A private equity investment will generally be made by a private equity firm, a venture capital firm or an angel investor. Each of these categories of investor has its own set of goals, preferences and investment strategies; however, all provide working capital to a target company to nurture expansion, new-product development, or restructuring of the company’s operations, management, or ownership.
Bloomberg Businessweek has called private equity a rebranding of leveraged-buyout firms after the 1980s. Common investment strategies in private equity include: leveraged buyouts, venture capital, growth capital, distressed investments and mezzanine capital. In a typical leveraged-buyout transaction, a private-equity firm buys majority control of an existing or mature firm.

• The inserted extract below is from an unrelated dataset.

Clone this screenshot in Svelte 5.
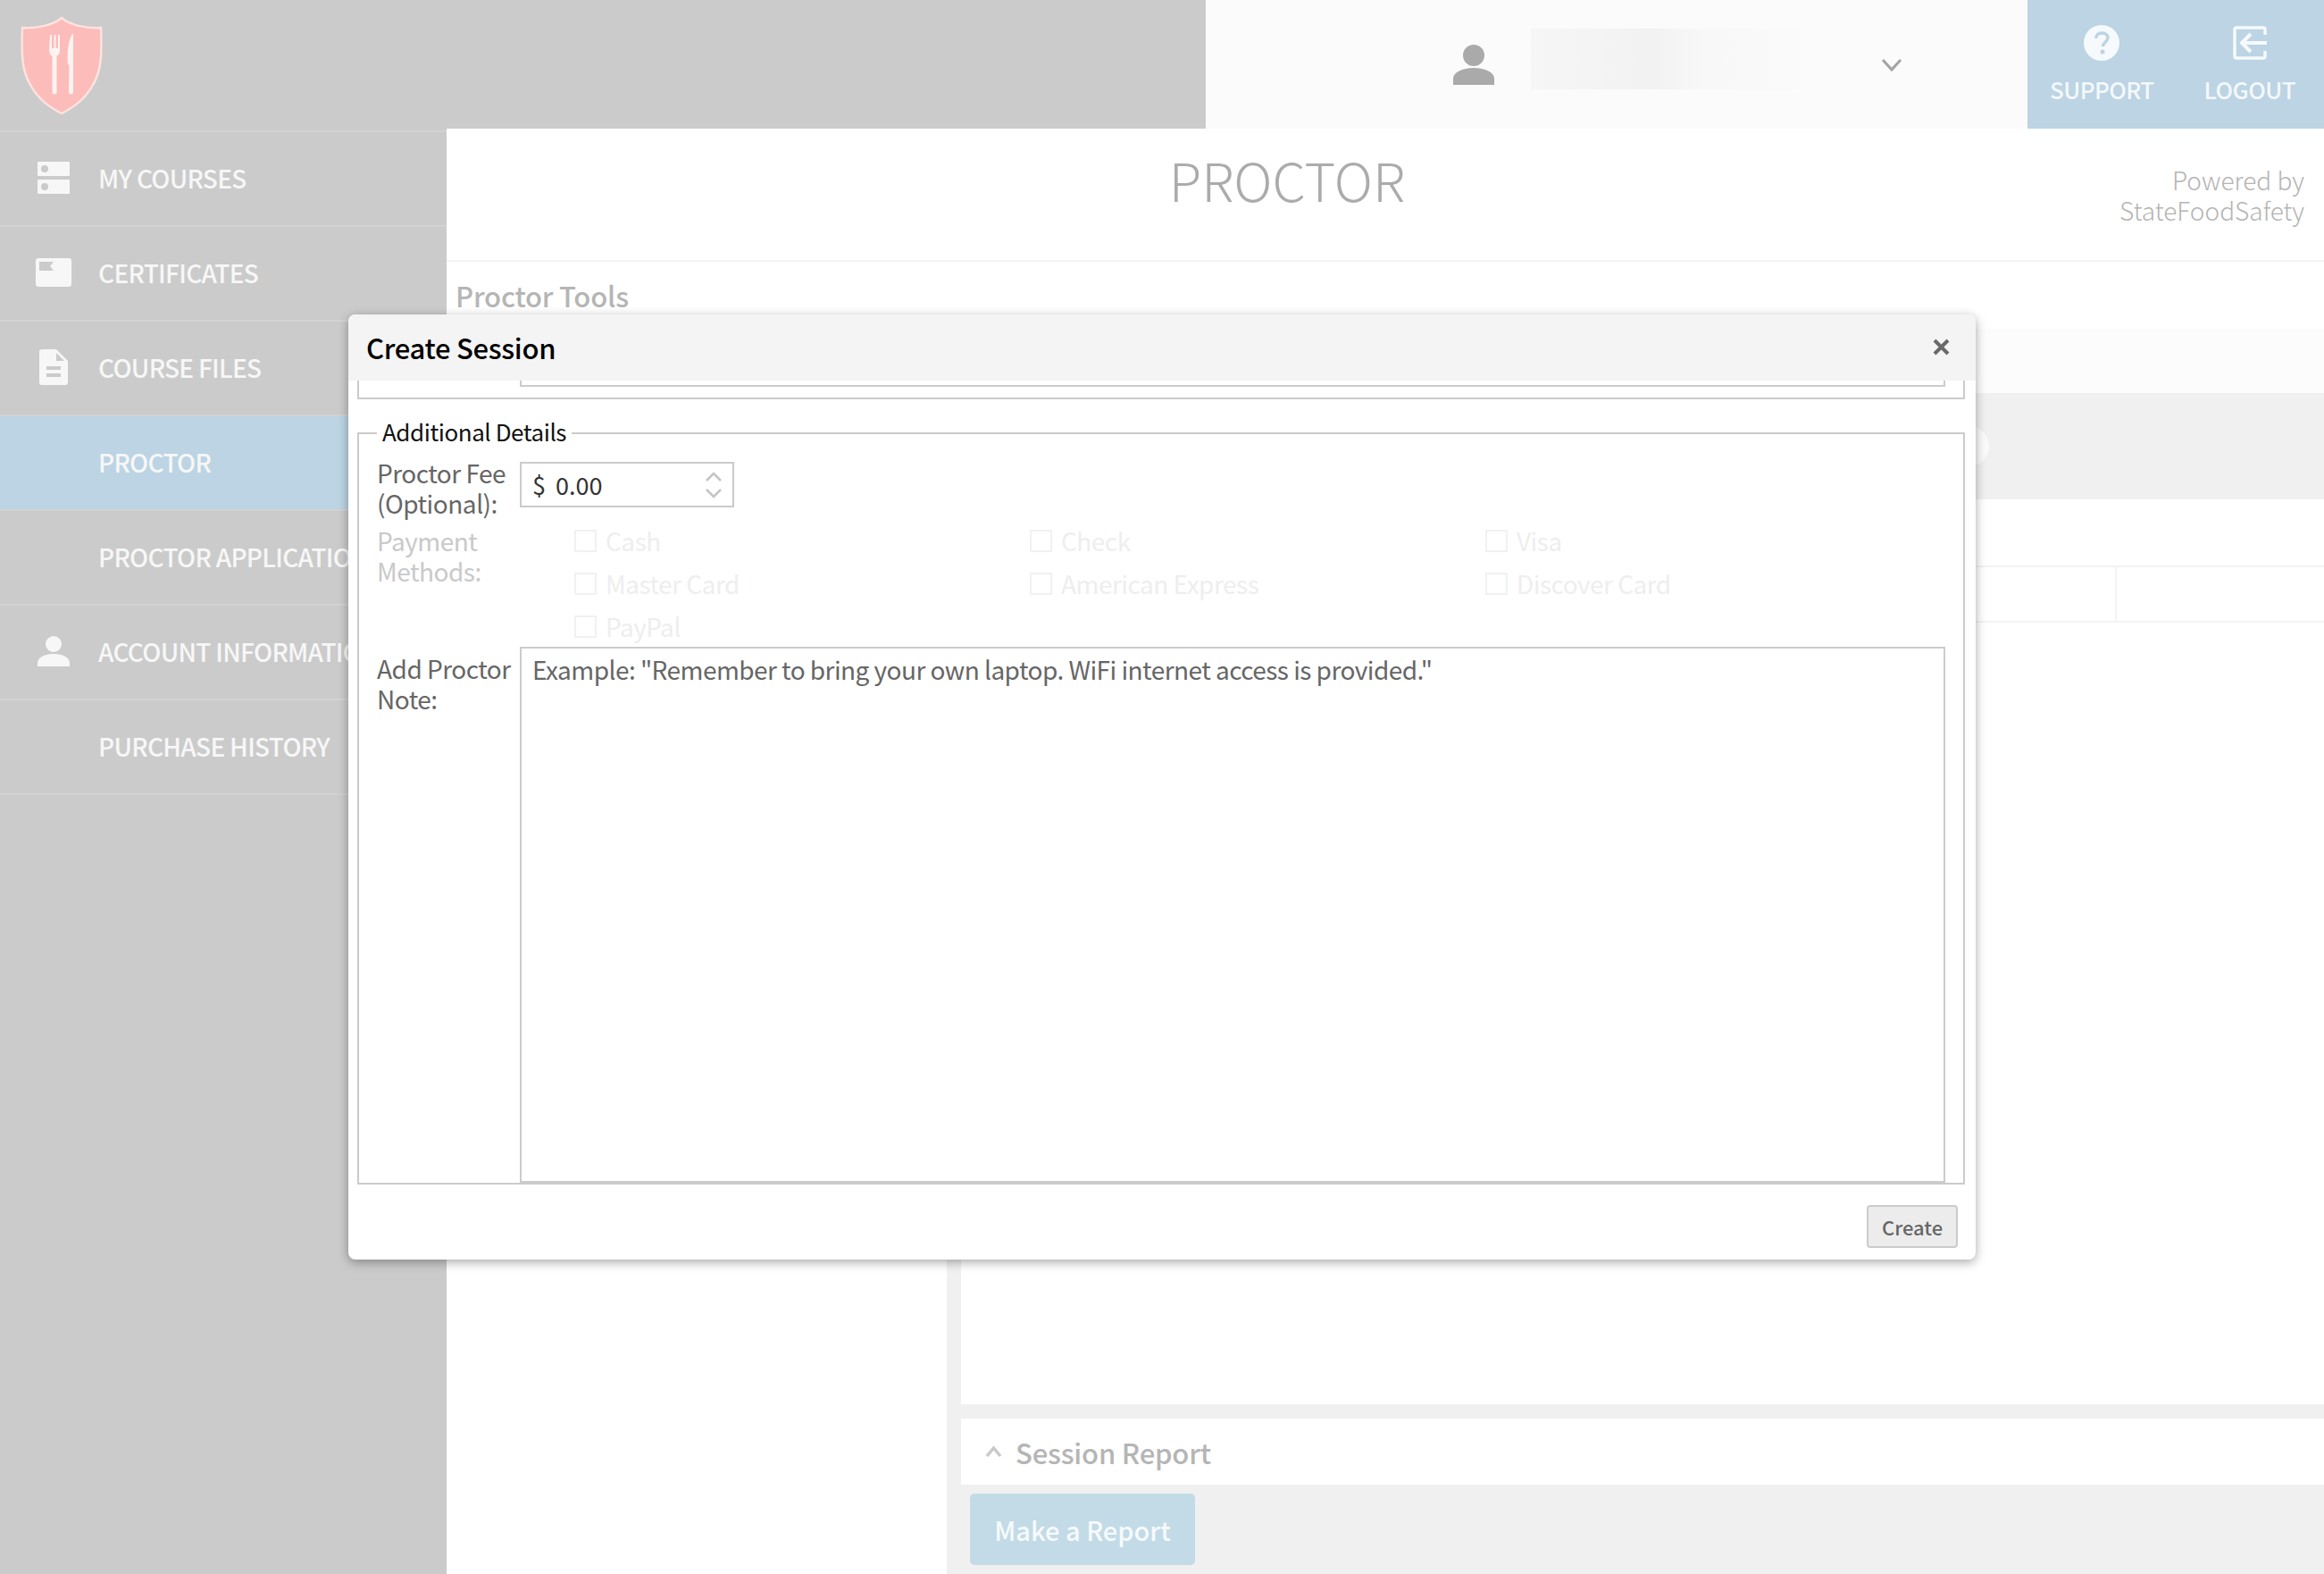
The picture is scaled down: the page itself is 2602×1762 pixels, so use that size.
<script>
  const navItems = [
    { label: 'MY COURSES', icon: 'courses' },
    { label: 'CERTIFICATES', icon: 'certificate' },
    { label: 'COURSE FILES', icon: 'file' },
    { label: 'PROCTOR', active: true },
    { label: 'PROCTOR APPLICATION' },
    { label: 'ACCOUNT INFORMATION', icon: 'person' },
    { label: 'PURCHASE HISTORY' }
  ];

  const paymentMethods = ['Cash', 'Check', 'Visa', 'Master Card', 'American Express', 'Discover Card', 'PayPal'];
</script>

<div class="page">
  <header class="topbar">
    <div class="brand">
      <svg class="logo" viewBox="0 0 138 144" width="138" height="144">
        <path d="M69 20C60 28 42 32 25 31C24 60 24 78 34 95C42 110 55 120 69 127C83 120 96 110 104 95C114 78 114 60 113 31C96 32 78 28 69 20Z" fill="#fbbcba" stroke="#fde3e0" stroke-width="2.5" />
        <path d="M56 39h2v15h2.500v-15h2v15h2.500v-15h2v17c0 4-2 6-3.500 7v41q-2.500 3-5 0v-41c-1.500-1-3.500-3-3.500-7Z" fill="#fff3f1" />
        <path d="M81 38C76 46 75 60 76 72L77.500 73L77 104q2.500 3 5 0L82 38Z" fill="#fff3f1" />
      </svg>
    </div>
    <div class="user">
      <svg class="user-icon" viewBox="0 0 46 46" width="46" height="46">
        <circle cx="23" cy="13" r="12" fill="#aaa" />
        <path d="M0 46V39C0 32 10 27 23 27S46 32 46 39V46Z" fill="#aaa" />
      </svg>
      <div class="user-name"></div>
      <svg class="user-caret" viewBox="0 0 24 16" width="24" height="16">
        <path d="M2 2L12 13L22 2" fill="none" stroke="#a3a3a3" stroke-width="3" />
      </svg>
    </div>
    <div class="actions">
      <div class="action">
        <svg viewBox="0 0 40 40" width="40" height="40">
          <circle cx="20" cy="20" r="20" fill="#f6fafc" />
          <path d="M13.500 15C14 11 17 9 20.500 9C24.500 9 27 11.500 27 14.500C27 19 21.500 19 21.500 24" fill="none" stroke="#bcd4e3" stroke-width="3.500" />
          <circle cx="21" cy="30" r="2.500" fill="#bcd4e3" />
        </svg>
        <span>SUPPORT</span>
      </div>
      <div class="action">
        <svg viewBox="0 -1 38 40" width="38" height="40">
          <path d="M36 10V4Q36 2 34 2H4Q2 2 2 4V34Q2 36 4 36H34Q36 36 36 34V28" fill="none" stroke="#f6fafc" stroke-width="3.500" />
          <path d="M38 19H13M20 9L10 19L20 29" fill="none" stroke="#f6fafc" stroke-width="4" />
        </svg>
        <span>LOGOUT</span>
      </div>
    </div>
  </header>

  <div class="layout">
    <nav class="sidebar">
      {#each navItems as item}
        <div class="nav-item" class:active={item.active}>
          <span class="nav-icon">
            {#if item.icon === 'courses'}
              <svg viewBox="0 0 36 36" width="36" height="36">
                <path fill-rule="evenodd" d="M1 0H35Q36 0 36 1V15Q36 16 35 16H1Q0 16 0 15V1Q0 0 1 0ZM8 4A4 4 0 1 0 8 12A4 4 0 1 0 8 4ZM1 20H35Q36 20 36 21V35Q36 36 35 36H1Q0 36 0 35V21Q0 20 1 20ZM8 24A4 4 0 1 0 8 32A4 4 0 1 0 8 24Z" fill="#f7f7f7" />
              </svg>
            {:else if item.icon === 'certificate'}
              <svg viewBox="0 0 40 32" width="40" height="32">
                <path fill-rule="evenodd" d="M3 0H37Q40 0 40 3V29Q40 32 37 32H3Q0 32 0 29V3Q0 0 3 0ZM4 4V14H20L16 9L20 4Z" fill="#f7f7f7" />
              </svg>
            {:else if item.icon === 'file'}
              <svg viewBox="0 0 32 40" width="32" height="40">
                <path fill-rule="evenodd" d="M3 0H19L32 13V37Q32 40 29 40H3Q0 40 0 37V3Q0 0 3 0ZM19 4V13H28ZM8 19V23H24V19ZM8 27V31H24V27Z" fill="#f7f7f7" />
              </svg>
            {:else if item.icon === 'person'}
              <svg viewBox="0 0 36 34" width="36" height="34">
                <circle cx="18" cy="9" r="9" fill="#f7f7f7" />
                <path d="M0 34V30C0 24 8 20 18 20S36 24 36 30V34Z" fill="#f7f7f7" />
              </svg>
            {/if}
          </span>
          <span class="nav-label">{item.label}</span>
        </div>
      {/each}
    </nav>

    <main class="content">
      <div class="page-head">
        <h1>PROCTOR</h1>
        <p>Powered by<br />StateFoodSafety</p>
      </div>
      <h2 class="tools-title">Proctor Tools</h2>
      <div class="band-light"></div>
      <div class="band-gray"><span class="band-dot"></span></div>
      <div class="band-spacer"></div>
      <div class="tab-row"><span class="tab-cell"></span></div>
      <div class="columns">
        <div class="col-left"></div>
        <div class="col-right">
          <div class="panel-main"></div>
          <div class="panel-report">
            <svg viewBox="0 0 19 14" width="19" height="14">
              <path d="M2 12L9.500 3L17 12" fill="none" stroke="#c9c9c9" stroke-width="3.500" />
            </svg>
            <span>Session Report</span>
          </div>
          <button class="report-btn" type="button">Make a Report</button>
        </div>
      </div>
    </main>
  </div>

  <div class="modal">
    <div class="modal-head">
      <span class="modal-title">Create Session</span>
      <svg viewBox="0 0 19 19" width="19" height="19">
        <path d="M2 2L17 17M17 2L2 17" stroke="#696969" stroke-width="4" />
      </svg>
    </div>
    <div class="modal-body">
      <div class="cut-fieldset"><div class="cut-input"></div></div>
      <fieldset class="details">
        <legend>Additional Details</legend>
        <div class="row fee-row">
          <span class="row-label">Proctor Fee (Optional):</span>
          <div class="fee-input">
            <span class="dollar">$</span>
            <span class="fee-value">0.00</span>
            <svg viewBox="0 0 20 32" width="20" height="32">
              <path d="M2 11L10 3L18 11M2 21L10 29L18 21" fill="none" stroke="#c4c4c4" stroke-width="2.500" />
            </svg>
          </div>
        </div>
        <div class="row pay-row">
          <span class="row-label muted">Payment Methods:</span>
          <div class="pay-grid">
            {#each paymentMethods as method}
              <div class="pay-option"><span class="box"></span>{method}</div>
            {/each}
          </div>
        </div>
        <div class="row note-row">
          <span class="row-label note-label">Add Proctor Note:</span>
          <textarea placeholder={'Example: "Remember to bring your own laptop. WiFi internet access is provided."'}></textarea>
        </div>
      </fieldset>
    </div>
    <div class="modal-foot">
      <button class="create-btn" type="button">Create</button>
    </div>
  </div>
</div>

<style>
  :global(body) {
    margin: 0;
    background: #fff;
  }

  .page {
    position: relative;
    width: 2602px;
    height: 1762px;
    overflow: hidden;
    font-family: "Noto Sans CJK JP", "Noto Sans", sans-serif;
    color: #666;
  }

  .topbar {
    display: flex;
    height: 144px;
  }

  .brand {
    width: 1350px;
    background: #cbcbcb;
  }

  .logo {
    display: block;
  }

  .user {
    width: 920px;
    background: #fbfbfb;
    display: flex;
    align-items: center;
    padding-left: 277px;
    box-sizing: border-box;
  }

  .user-name {
    width: 302px;
    height: 68px;
    margin: 0 0 12px 41px;
    background: linear-gradient(90deg, #f6f6f6, #f2f2f2 45%, #f8f8f8 65%, #fafafa);
  }

  .user-caret {
    margin-left: 90px;
    margin-top: 2px;
  }

  .actions {
    flex: 1;
    background: #bcd4e3;
    display: flex;
    padding: 28px 32px 0 25px;
    justify-content: space-between;
  }

  .action {
    display: flex;
    flex-direction: column;
    align-items: center;
    gap: 16px;
    color: #f4f8fb;
    font-size: 26px;
    letter-spacing: -0.6px;
    font-weight: 500;
    line-height: 32px;
  }

  .layout {
    display: flex;
    height: 1618px;
  }

  .sidebar {
    width: 500px;
    background: #cbcbcb;
    padding-top: 2px;
    box-sizing: border-box;
  }

  .nav-item {
    height: 106px;
    box-sizing: border-box;
    display: flex;
    align-items: center;
    padding-bottom: 3px;
    border-top: 2px solid #d3d3d3;
    color: #f7f7f7;
    font-size: 28px;
    letter-spacing: -0.7px;
    font-weight: 500;
    white-space: nowrap;
  }

  .nav-item:last-child {
    height: 108px;
    border-bottom: 2px solid #d3d3d3;
  }

  .nav-item.active {
    background: #bcd4e3;
  }

  .nav-icon {
    width: 110px;
    display: flex;
    justify-content: center;
    padding-left: 10px;
    box-sizing: border-box;
    flex: none;
  }

  .content {
    flex: 1;
    min-width: 0;
    display: flex;
    flex-direction: column;
  }

  .page-head {
    height: 149px;
    box-sizing: border-box;
    display: flex;
    border-bottom: 2px solid #f3f3f3;
    padding-right: 22px;
  }

  .page-head h1 {
    flex: 1;
    margin: 0;
    text-align: center;
    font-size: 59.5px;
    font-weight: 300;
    line-height: 113px;
    color: #ababab;
  }

  .page-head p {
    width: 216px;
    flex: none;
    margin: 0 0 0 -18px;
    padding-top: 40px;
    text-align: right;
    font-size: 28px;
    font-weight: 300;
    line-height: 34px;
    color: #b4b4b4;
  }

  .tools-title {
    margin: 0;
    height: 75px;
    padding: 16px 0 0 10px;
    box-sizing: border-box;
    font-size: 31px;
    letter-spacing: -0.2px;
    font-weight: 500;
    line-height: 44px;
    color: #b5b5b5;
  }

  .band-light {
    height: 72px;
    background: #fcfcfc;
  }

  .band-gray {
    height: 119px;
    background: #f0f0f0;
    position: relative;
  }

  .band-dot {
    position: absolute;
    left: 1683px;
    top: 37px;
    width: 44px;
    height: 45px;
    border-radius: 50%;
    background: #fafafa;
  }

  .band-spacer {
    height: 74px;
  }

  .tab-row {
    height: 64px;
    box-sizing: border-box;
    border-top: 2px solid #f3f3f3;
    border-bottom: 2px solid #f3f3f3;
    display: flex;
    justify-content: flex-end;
  }

  .tab-cell {
    width: 232px;
    border-left: 2px solid #f3f3f3;
  }

  .columns {
    flex: 1;
    display: flex;
    min-height: 0;
  }

  .col-left {
    width: 560px;
    background: #fff;
  }

  .col-right {
    flex: 1;
    background: #f0f0f0;
    padding-left: 16px;
    display: flex;
    flex-direction: column;
  }

  .panel-main {
    height: 875px;
    background: #fff;
  }

  .panel-report {
    height: 74px;
    margin-top: 16px;
    background: #fff;
    display: flex;
    align-items: center;
    gap: 15px;
    padding-left: 27px;
    font-size: 31px;
    letter-spacing: -0.2px;
    font-weight: 500;
    color: #b5b5b5;
  }

  .report-btn {
    align-self: flex-start;
    width: 252px;
    height: 80px;
    margin: 10px 0 0 10px;
    padding: 0;
    border: 0;
    border-radius: 5px;
    background: #c3dbe7;
    color: #f6fafc;
    font: 500 29px "Noto Sans CJK JP", "Noto Sans", sans-serif;
  }

  /* dialog sits over the dimmed page */
  .modal {
    position: absolute;
    left: 390px;
    top: 352px;
    width: 1822px;
    height: 1058px;
    background: #fff;
    border-radius: 8px;
    box-shadow: 0 3px 12px rgba(0, 0, 0, 0.35);
    overflow: hidden;
    display: flex;
    flex-direction: column;
  }

  .modal-head {
    height: 74px;
    flex: none;
    background: #f4f4f4;
    display: flex;
    align-items: center;
    justify-content: space-between;
    padding: 0 29px 0 20px;
  }

  .modal-head svg {
    margin-top: -2px;
  }

  .modal-title {
    font-size: 31px;
    letter-spacing: -0.3px;
    font-weight: 500;
    color: #000;
    margin-top: -1px;
  }

  .modal-body {
    padding: 0 12px 0 10px;
  }

  .cut-fieldset {
    height: 21px;
    box-sizing: border-box;
    border: 2px solid #cbcbcb;
    border-top: 0;
  }

  .cut-input {
    width: 1596px;
    height: 7px;
    box-sizing: border-box;
    margin-left: 180px;
    border: 2px solid #cbcbcb;
    border-top: 0;
  }

  .details {
    margin: 18px 0 0;
    padding: 7px 0 0 20px;
    border: 2px solid #cbcbcb;
    min-width: 0;
  }

  .details legend {
    margin-left: 0;
    padding: 0 6px 4px;
    font-size: 26px;
    letter-spacing: -0.45px;
    line-height: 36px;
    color: #111;
  }

  .row {
    display: flex;
    align-items: flex-start;
    font-size: 28px;
    letter-spacing: -0.5px;
    line-height: 34px;
  }

  .row-label {
    width: 160px;
    flex: none;
    color: #666;
  }

  .row-label.muted {
    color: #c9c9c9;
  }

  .fee-row {
    height: 68px;
    margin-bottom: 8px;
  }

  .fee-input {
    width: 240px;
    height: 51px;
    margin-top: 5px;
    box-sizing: border-box;
    border: 2px solid #cbcbcb;
    display: flex;
    align-items: center;
    padding: 0 11px 0 12px;
    font-size: 27px;
    letter-spacing: 0;
    color: #333;
  }

  .dollar {
    width: 26px;
    flex: none;
  }

  .fee-value {
    flex: 1;
  }

  .pay-row {
    margin-bottom: 6px;
  }

  .pay-grid {
    margin-left: 61px;
    display: grid;
    grid-template-columns: repeat(3, 510px);
    row-gap: 14px;
  }

  .pay-option {
    display: flex;
    align-items: center;
    gap: 10px;
    color: #eee;
  }

  .box {
    width: 25px;
    height: 25px;
    box-sizing: border-box;
    border: 2px solid #f1f1f1;
  }

  .note-label {
    padding-top: 7px;
  }

  textarea {
    width: 1596px;
    height: 600px;
    margin: 0;
    padding: 6px 12px;
    box-sizing: border-box;
    border: 2px solid #cbcbcb;
    border-radius: 0;
    resize: none;
    outline: none;
    display: block;
    font: 28px/34px "Noto Sans CJK JP", "Noto Sans", sans-serif;
    letter-spacing: -0.54px;
  }

  textarea::placeholder {
    color: #666;
    opacity: 1;
  }

  .modal-foot {
    display: flex;
    justify-content: flex-end;
    padding: 23px 20px 0 0;
  }

  .create-btn {
    width: 102px;
    height: 48px;
    padding: 0;
    box-sizing: border-box;
    border: 2px solid #cbcbcb;
    border-radius: 4px;
    background: #ececec;
    color: #666;
    font: 500 22px "Noto Sans CJK JP", "Noto Sans", sans-serif;
  }
</style>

This is distinct from a venture-capital or growth-capital investment, in which the investors (typically venture-capital firms or angel investors) invest in young, growing or emerging companies, and rarely obtain majority control.
Private equity is also often grouped into a broader category called private capital, generally used to describe capital supporting any long-term, illiquid investment strategy.
It is an investment in asset classes other than stocks, bonds, and cash. The term is a relatively loose one and includes tangible assets such as precious metals, art, wine, antiques, coins, or stamps and some financial assets such as real estate, commodities, private equity, distressed securities, hedge funds, carbon credits, venture capital, film production and financial derivatives. Investments in real estate and forestry are also often termed alternative despite the ancient use of such real assets to enhance and preserve wealth. Alternative investments are to be contrasted with traditional investments.
There is a wide variety of literature on alternative investments; however, this term has been used broadly and can also refer to financial alternatives such as derivatives or other alternatives such as energy. It is difficult to find research on the investment characteristics of tangible alternatives such as art or wine due primarily to a lack of good quality data. The Goizueta Business School at Emory University has established the Emory Center for Alternative Investments to provide research and a forum for discussion regarding private equity, hedge fund, and venture capital investments.